*TASK TO CARRY OUT:* Skip every picture, and extract verbatim the lines from the line containing "Write a component" to the line containing "import React from 'react';", both lines included.

─── RECORDS SHOWN ───

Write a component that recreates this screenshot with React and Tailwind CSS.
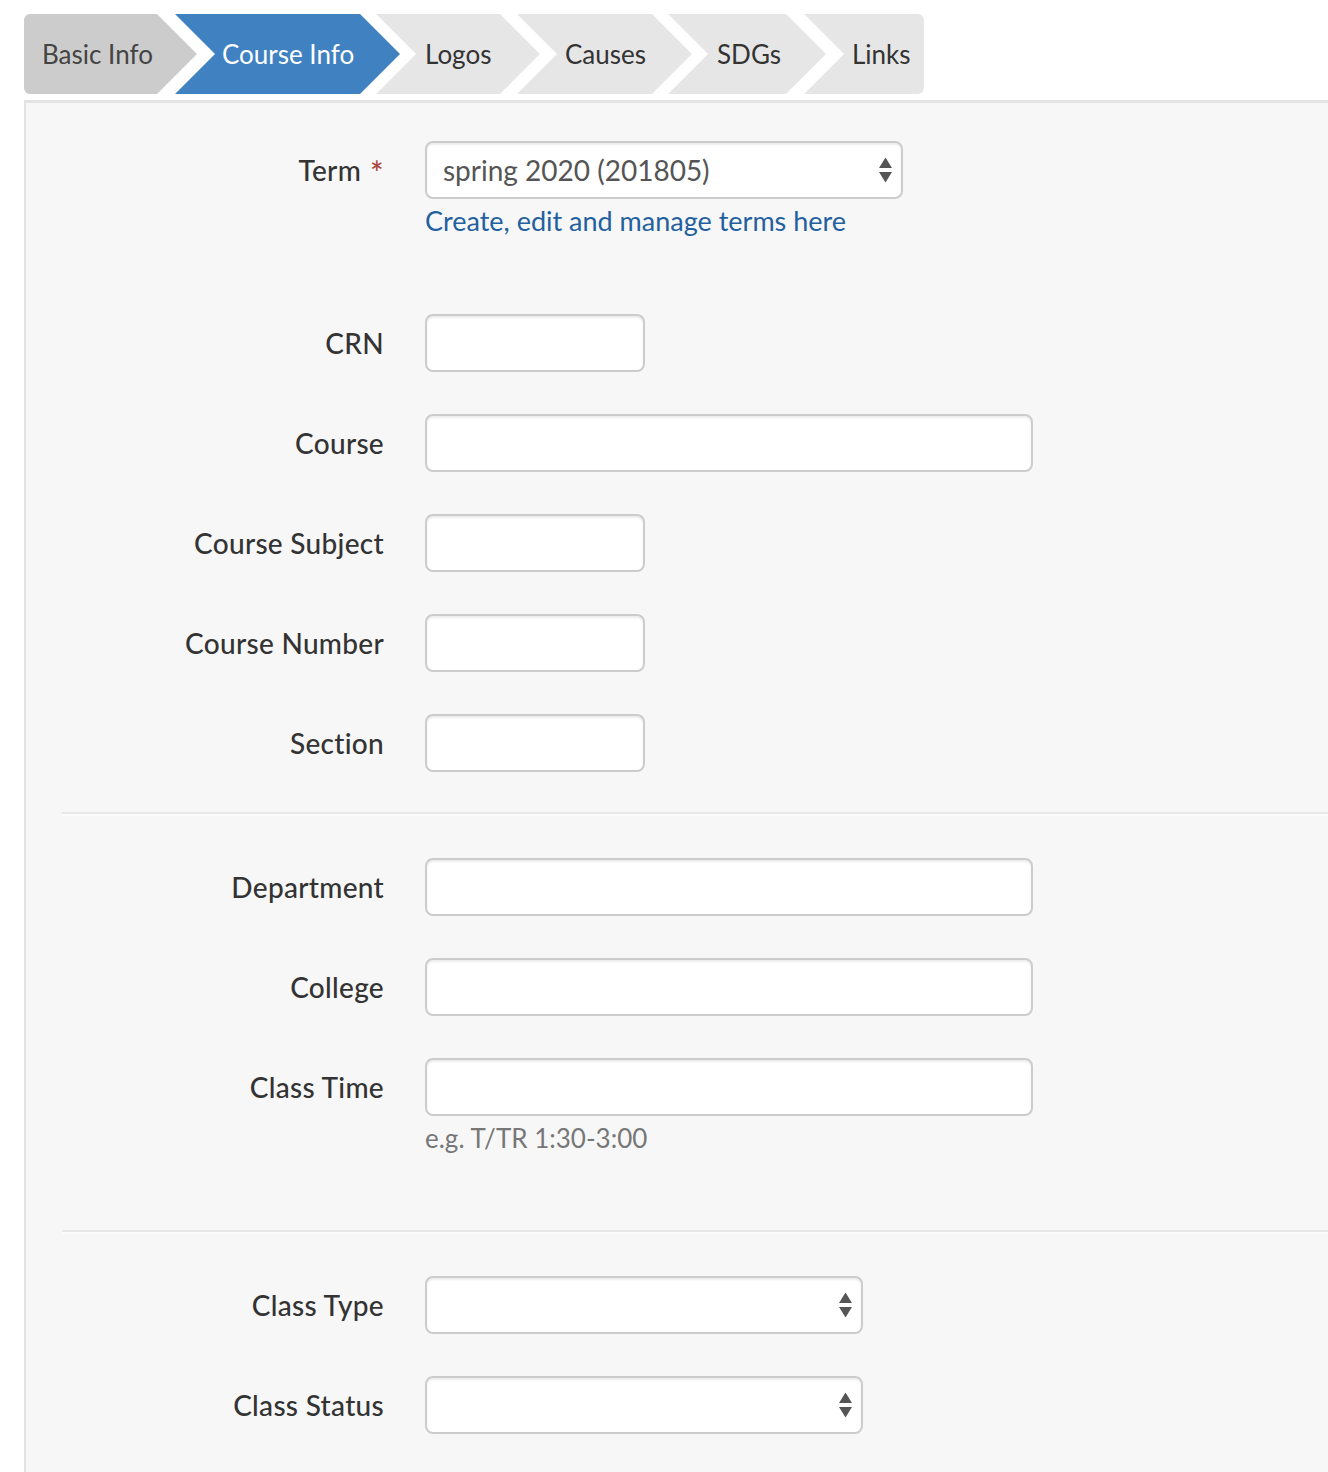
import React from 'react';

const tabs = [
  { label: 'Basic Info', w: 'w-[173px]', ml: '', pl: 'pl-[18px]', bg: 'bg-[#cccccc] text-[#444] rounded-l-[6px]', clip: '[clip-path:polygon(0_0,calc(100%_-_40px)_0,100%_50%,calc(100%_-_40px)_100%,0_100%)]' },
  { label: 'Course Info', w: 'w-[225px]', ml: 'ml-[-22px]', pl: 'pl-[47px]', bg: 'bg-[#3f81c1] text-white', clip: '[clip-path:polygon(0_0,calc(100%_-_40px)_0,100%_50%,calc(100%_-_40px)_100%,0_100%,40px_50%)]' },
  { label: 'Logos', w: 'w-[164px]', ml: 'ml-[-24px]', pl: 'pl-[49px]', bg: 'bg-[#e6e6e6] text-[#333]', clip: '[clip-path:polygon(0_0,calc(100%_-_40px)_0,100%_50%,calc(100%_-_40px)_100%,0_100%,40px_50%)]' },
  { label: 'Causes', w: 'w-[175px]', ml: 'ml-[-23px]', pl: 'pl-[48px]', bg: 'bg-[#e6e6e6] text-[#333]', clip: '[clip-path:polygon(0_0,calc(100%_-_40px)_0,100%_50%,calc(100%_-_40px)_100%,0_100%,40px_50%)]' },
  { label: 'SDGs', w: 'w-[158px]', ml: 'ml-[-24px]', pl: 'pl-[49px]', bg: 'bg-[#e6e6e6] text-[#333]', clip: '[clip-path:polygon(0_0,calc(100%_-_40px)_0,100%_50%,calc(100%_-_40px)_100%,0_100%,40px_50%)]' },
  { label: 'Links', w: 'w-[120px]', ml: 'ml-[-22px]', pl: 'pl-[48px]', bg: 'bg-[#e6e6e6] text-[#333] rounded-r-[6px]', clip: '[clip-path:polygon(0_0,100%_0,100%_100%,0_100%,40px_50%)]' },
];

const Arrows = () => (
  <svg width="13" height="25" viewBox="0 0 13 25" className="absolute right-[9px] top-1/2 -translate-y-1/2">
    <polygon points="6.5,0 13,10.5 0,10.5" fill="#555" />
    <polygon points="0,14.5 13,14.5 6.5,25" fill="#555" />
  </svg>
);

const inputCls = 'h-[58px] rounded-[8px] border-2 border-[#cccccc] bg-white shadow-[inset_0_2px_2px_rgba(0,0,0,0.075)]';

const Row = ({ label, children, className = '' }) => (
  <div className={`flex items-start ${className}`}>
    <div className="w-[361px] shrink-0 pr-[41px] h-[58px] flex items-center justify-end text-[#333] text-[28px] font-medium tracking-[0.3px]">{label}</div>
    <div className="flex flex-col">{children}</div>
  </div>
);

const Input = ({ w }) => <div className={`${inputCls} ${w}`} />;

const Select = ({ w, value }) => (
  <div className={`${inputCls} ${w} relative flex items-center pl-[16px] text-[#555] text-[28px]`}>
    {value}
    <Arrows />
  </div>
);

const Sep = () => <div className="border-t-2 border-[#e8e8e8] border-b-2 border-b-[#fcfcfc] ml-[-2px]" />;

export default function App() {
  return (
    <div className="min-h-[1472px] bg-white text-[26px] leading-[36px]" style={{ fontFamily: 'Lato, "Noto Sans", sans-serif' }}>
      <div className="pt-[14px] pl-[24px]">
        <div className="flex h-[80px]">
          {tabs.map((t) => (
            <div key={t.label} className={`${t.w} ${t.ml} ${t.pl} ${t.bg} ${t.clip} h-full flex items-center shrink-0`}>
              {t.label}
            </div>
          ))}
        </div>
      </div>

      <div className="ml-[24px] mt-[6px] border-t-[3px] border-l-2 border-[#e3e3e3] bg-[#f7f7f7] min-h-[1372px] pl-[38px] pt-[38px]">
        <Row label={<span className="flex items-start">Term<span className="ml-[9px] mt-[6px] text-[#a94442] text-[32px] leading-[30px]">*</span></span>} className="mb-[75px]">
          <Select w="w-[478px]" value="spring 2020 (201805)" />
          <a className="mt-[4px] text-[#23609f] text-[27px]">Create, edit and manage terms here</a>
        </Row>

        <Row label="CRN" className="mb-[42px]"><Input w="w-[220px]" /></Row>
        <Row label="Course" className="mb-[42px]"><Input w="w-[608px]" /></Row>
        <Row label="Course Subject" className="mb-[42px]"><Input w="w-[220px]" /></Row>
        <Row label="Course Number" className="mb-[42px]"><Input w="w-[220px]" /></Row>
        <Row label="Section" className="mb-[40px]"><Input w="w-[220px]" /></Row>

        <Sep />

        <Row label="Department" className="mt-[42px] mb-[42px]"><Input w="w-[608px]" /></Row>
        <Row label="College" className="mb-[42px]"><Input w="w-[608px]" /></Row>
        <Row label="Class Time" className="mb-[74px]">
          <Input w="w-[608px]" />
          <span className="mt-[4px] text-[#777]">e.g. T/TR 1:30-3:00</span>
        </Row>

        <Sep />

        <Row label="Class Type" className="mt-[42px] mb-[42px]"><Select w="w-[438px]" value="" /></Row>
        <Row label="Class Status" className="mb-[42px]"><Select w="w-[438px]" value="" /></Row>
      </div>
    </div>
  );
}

───
─── RECORDS SHOWN ───

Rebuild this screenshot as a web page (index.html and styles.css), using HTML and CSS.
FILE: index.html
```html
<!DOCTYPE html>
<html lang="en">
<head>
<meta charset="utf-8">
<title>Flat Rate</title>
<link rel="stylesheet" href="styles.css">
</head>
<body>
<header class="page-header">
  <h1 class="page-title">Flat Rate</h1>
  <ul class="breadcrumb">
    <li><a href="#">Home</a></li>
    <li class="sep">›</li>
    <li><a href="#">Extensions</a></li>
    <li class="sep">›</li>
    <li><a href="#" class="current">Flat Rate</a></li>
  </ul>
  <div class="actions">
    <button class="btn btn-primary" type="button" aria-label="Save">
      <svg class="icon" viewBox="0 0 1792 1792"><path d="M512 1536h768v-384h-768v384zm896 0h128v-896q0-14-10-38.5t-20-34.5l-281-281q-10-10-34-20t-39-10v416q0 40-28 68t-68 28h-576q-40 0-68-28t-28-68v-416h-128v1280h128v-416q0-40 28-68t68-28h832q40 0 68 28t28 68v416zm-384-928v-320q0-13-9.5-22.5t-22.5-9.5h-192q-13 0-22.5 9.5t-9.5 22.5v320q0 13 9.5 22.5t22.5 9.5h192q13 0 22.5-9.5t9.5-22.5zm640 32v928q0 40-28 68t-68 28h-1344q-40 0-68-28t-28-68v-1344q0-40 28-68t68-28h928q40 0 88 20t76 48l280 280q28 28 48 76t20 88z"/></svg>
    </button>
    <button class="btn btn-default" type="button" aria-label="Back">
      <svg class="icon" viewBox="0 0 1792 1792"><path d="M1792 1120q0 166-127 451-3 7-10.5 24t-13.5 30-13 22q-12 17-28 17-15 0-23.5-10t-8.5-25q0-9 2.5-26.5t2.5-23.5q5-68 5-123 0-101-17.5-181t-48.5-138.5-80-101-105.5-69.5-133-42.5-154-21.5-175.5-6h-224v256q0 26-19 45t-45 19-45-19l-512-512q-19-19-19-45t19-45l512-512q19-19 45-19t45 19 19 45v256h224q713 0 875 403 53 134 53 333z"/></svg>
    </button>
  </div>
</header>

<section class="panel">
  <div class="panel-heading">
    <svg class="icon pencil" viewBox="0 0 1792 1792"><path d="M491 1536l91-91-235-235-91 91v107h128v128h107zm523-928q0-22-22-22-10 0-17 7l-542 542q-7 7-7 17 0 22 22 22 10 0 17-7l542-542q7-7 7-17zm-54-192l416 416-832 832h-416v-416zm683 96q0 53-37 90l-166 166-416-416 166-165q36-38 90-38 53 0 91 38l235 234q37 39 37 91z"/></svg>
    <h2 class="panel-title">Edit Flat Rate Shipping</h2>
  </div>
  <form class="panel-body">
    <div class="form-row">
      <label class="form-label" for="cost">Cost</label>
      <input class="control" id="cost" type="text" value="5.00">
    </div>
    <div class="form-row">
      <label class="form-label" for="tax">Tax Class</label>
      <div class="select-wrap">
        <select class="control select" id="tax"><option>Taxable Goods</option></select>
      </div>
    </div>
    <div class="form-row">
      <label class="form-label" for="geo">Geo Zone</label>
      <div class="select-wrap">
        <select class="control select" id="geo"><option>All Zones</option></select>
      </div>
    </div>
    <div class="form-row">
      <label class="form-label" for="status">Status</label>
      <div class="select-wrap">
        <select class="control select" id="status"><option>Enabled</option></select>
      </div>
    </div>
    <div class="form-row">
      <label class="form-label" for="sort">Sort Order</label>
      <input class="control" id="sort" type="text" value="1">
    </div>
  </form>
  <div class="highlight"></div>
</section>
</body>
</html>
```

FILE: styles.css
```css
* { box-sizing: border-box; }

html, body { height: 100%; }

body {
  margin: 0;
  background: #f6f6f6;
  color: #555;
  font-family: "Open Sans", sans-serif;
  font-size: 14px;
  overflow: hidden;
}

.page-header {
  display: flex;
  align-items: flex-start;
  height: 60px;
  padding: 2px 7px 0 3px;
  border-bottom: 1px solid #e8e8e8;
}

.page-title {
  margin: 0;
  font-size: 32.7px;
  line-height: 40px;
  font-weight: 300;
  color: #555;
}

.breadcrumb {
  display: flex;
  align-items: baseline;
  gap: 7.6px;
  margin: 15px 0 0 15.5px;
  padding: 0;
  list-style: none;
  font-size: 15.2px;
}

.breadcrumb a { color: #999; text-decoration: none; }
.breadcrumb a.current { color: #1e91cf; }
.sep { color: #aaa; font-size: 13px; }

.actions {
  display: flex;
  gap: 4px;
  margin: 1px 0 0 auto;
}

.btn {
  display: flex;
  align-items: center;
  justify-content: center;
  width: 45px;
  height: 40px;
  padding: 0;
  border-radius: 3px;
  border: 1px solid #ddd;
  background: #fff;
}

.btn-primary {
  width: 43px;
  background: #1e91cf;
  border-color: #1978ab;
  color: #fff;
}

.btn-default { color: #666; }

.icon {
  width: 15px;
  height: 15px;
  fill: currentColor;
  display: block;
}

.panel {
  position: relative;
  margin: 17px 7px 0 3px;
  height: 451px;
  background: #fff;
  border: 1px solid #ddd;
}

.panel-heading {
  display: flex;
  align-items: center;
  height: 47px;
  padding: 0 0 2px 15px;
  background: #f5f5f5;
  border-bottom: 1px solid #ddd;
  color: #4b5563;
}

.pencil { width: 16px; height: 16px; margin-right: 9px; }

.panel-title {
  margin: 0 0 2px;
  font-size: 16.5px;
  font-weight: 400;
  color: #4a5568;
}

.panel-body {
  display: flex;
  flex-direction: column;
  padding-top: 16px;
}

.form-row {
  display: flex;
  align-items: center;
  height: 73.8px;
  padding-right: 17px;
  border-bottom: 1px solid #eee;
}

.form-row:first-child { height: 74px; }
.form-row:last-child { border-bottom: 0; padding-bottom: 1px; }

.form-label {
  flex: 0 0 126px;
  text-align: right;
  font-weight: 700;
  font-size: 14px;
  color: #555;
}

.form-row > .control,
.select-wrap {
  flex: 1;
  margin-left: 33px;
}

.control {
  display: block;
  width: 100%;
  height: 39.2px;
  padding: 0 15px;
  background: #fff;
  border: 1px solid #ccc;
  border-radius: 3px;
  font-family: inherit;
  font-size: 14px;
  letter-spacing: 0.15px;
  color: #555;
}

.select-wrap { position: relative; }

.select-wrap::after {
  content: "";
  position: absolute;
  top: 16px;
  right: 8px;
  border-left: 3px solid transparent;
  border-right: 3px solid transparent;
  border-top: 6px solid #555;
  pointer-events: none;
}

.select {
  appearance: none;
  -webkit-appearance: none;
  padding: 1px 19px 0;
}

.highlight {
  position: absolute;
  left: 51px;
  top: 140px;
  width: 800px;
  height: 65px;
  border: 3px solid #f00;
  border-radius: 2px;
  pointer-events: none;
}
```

───

*TASK SOLUTION:*
Write a component that recreates this screenshot with React and Tailwind CSS.
import React from 'react';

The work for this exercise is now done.